What is needed: Identify, in the records below, every line where the string "code" appears, and copy each such line.

Data for the task:
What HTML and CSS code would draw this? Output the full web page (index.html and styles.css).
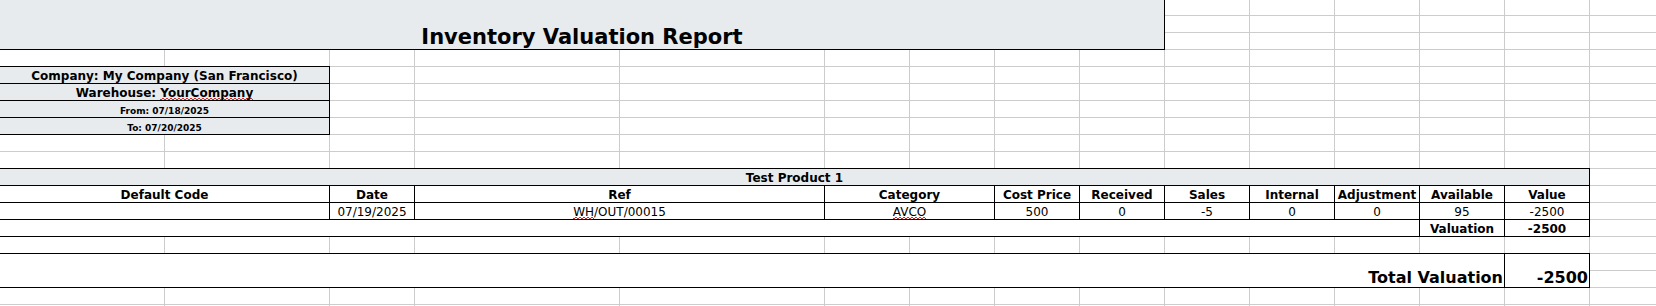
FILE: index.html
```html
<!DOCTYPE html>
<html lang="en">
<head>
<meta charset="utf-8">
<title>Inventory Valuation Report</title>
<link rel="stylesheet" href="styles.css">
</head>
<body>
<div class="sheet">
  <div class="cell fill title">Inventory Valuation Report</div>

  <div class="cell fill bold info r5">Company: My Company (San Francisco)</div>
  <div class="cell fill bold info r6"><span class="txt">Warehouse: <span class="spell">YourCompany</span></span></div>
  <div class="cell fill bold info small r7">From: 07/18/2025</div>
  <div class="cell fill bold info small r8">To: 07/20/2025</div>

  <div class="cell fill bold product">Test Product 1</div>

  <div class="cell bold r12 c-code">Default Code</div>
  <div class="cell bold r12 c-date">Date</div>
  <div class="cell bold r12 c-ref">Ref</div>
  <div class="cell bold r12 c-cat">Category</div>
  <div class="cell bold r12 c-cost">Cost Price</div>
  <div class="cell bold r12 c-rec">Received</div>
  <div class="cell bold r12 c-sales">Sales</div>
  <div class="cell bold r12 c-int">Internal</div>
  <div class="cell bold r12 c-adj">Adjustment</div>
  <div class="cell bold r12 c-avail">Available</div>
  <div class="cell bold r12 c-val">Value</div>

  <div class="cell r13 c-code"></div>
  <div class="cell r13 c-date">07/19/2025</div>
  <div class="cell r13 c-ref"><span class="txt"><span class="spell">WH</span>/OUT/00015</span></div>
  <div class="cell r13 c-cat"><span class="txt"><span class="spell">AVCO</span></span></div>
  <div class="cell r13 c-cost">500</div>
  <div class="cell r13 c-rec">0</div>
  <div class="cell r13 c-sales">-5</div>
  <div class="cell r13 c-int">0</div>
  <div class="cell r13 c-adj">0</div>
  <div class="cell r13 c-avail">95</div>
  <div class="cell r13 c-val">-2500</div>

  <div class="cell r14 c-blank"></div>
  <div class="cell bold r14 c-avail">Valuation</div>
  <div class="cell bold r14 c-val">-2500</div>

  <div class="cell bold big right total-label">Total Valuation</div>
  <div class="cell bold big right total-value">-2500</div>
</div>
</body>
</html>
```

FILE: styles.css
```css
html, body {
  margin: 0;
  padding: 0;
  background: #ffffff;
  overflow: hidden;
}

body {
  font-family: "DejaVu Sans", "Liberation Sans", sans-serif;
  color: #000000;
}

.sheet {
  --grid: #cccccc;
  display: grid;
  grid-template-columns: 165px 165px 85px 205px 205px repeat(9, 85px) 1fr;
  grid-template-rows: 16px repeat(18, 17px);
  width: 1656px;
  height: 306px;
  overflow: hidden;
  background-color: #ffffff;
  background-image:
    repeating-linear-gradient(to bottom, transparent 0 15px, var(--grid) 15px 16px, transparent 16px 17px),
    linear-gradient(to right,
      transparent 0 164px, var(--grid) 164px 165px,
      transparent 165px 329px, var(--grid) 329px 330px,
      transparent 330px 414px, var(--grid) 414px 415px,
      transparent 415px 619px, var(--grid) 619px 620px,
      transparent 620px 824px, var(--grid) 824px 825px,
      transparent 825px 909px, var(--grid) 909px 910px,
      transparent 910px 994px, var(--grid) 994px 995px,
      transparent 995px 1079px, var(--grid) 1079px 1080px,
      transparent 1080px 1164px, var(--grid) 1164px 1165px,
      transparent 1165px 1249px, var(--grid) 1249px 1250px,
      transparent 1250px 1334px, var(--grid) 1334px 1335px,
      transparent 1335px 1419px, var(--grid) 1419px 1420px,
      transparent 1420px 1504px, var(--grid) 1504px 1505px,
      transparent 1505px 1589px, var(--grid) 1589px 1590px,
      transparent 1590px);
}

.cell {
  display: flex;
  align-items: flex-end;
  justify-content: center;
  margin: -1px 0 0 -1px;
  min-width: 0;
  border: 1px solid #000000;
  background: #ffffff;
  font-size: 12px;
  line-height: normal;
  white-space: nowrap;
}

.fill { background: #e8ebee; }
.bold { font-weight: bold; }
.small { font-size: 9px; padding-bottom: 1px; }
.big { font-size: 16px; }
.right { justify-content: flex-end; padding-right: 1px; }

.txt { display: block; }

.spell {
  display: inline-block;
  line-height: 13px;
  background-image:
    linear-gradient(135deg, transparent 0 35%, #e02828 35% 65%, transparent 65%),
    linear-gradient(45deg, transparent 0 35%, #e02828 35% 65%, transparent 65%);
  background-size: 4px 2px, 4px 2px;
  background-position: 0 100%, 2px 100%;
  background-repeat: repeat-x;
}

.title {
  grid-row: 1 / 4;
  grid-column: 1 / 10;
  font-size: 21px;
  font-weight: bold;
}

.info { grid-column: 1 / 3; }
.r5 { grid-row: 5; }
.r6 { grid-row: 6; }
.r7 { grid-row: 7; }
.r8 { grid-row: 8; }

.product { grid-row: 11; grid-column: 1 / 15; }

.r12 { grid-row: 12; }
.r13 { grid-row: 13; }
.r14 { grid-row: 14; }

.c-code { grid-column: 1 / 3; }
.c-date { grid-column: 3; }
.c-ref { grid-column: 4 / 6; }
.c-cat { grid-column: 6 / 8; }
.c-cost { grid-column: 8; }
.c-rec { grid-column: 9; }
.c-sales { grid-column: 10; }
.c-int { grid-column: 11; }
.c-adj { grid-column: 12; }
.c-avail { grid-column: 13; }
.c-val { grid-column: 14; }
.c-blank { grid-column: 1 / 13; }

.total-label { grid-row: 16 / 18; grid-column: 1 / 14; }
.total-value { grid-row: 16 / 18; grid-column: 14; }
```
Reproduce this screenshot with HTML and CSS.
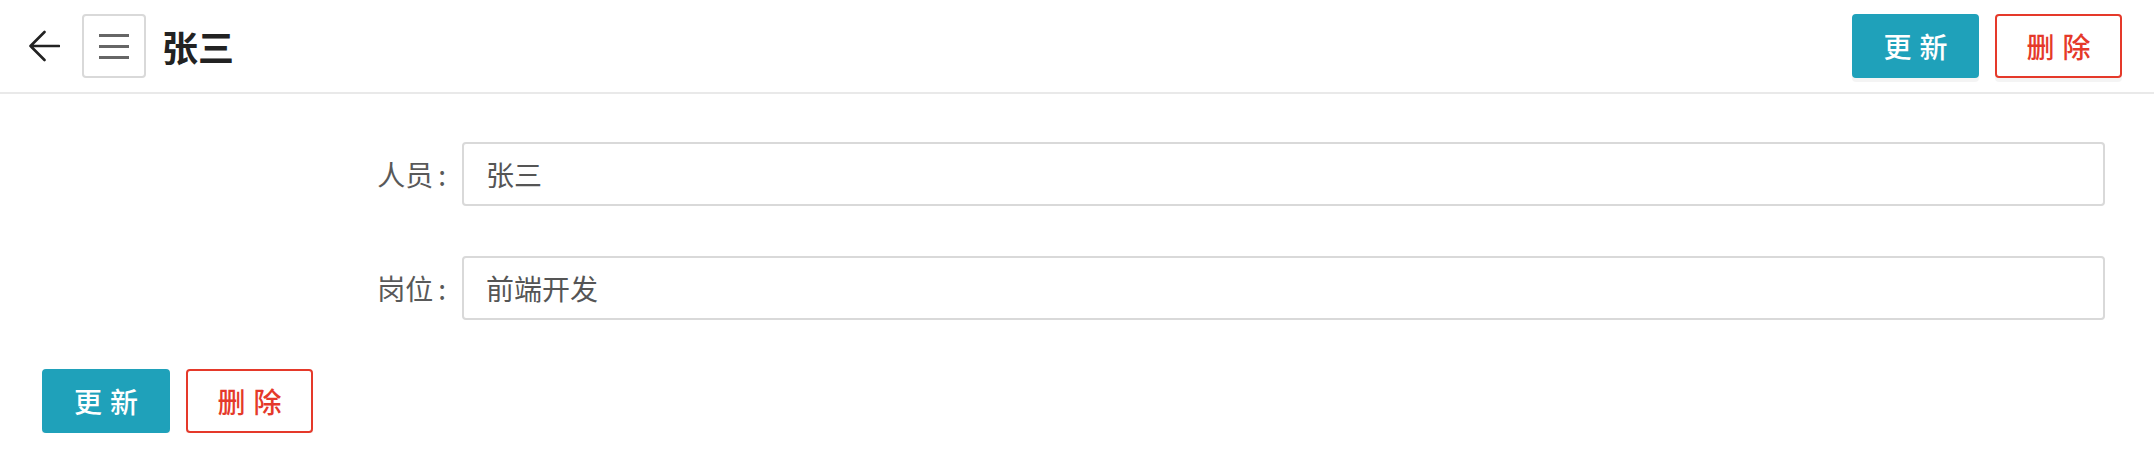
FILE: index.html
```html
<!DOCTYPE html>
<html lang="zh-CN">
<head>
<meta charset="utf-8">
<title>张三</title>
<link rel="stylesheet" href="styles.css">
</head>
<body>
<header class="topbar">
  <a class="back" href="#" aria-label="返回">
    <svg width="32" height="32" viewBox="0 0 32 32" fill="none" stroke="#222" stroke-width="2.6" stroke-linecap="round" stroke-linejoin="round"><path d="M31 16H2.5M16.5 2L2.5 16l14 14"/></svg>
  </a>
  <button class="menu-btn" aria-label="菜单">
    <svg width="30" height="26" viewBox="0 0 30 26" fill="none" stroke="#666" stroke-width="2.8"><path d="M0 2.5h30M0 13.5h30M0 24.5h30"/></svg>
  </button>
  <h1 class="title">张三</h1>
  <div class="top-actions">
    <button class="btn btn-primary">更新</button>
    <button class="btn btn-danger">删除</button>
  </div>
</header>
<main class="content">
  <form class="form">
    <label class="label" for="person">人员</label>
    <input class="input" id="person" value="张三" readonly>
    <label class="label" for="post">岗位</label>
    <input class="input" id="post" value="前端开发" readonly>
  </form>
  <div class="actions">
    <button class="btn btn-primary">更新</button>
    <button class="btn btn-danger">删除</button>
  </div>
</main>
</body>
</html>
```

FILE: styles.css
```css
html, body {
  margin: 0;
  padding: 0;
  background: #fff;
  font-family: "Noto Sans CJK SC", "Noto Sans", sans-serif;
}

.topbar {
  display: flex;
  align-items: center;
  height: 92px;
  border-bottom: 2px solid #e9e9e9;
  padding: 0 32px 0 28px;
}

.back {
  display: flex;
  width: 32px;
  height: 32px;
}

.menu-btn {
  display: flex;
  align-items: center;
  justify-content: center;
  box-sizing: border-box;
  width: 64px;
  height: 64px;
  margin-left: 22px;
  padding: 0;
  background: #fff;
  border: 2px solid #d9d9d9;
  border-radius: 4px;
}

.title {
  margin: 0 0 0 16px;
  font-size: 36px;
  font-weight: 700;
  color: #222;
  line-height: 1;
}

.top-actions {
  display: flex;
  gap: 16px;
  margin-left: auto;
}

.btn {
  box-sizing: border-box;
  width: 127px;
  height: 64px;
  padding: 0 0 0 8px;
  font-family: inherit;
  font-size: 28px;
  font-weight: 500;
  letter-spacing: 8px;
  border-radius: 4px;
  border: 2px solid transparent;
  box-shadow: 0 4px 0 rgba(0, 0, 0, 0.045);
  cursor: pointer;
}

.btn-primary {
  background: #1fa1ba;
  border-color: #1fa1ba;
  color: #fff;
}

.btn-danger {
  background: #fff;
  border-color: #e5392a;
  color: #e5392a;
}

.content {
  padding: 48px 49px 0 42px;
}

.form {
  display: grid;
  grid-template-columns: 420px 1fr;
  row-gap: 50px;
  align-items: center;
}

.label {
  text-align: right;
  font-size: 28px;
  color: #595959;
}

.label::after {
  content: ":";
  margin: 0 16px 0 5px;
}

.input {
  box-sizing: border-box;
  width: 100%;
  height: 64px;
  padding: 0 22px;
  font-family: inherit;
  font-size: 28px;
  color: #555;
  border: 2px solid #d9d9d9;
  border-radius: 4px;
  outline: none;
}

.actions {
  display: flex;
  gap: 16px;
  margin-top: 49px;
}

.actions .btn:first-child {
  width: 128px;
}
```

==

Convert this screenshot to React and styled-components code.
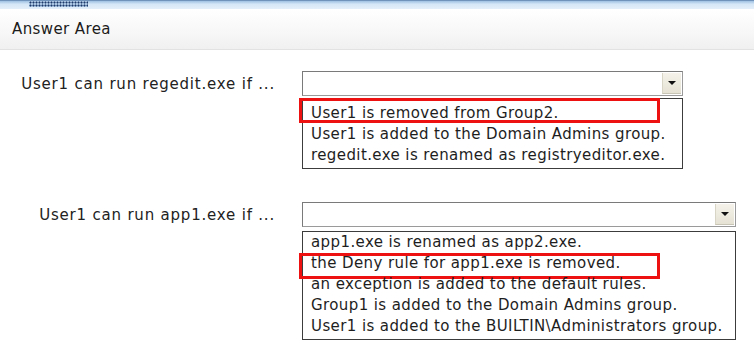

Solution to this task:
What HTML and CSS code would draw this? Output the full web page (index.html and styles.css).
  <div class="cell bold r12 c-code">Default Code</div>
  <div class="cell r13 c-code"></div>
.c-code { grid-column: 1 / 3; }
Convert this screenshot to React and styled-components code.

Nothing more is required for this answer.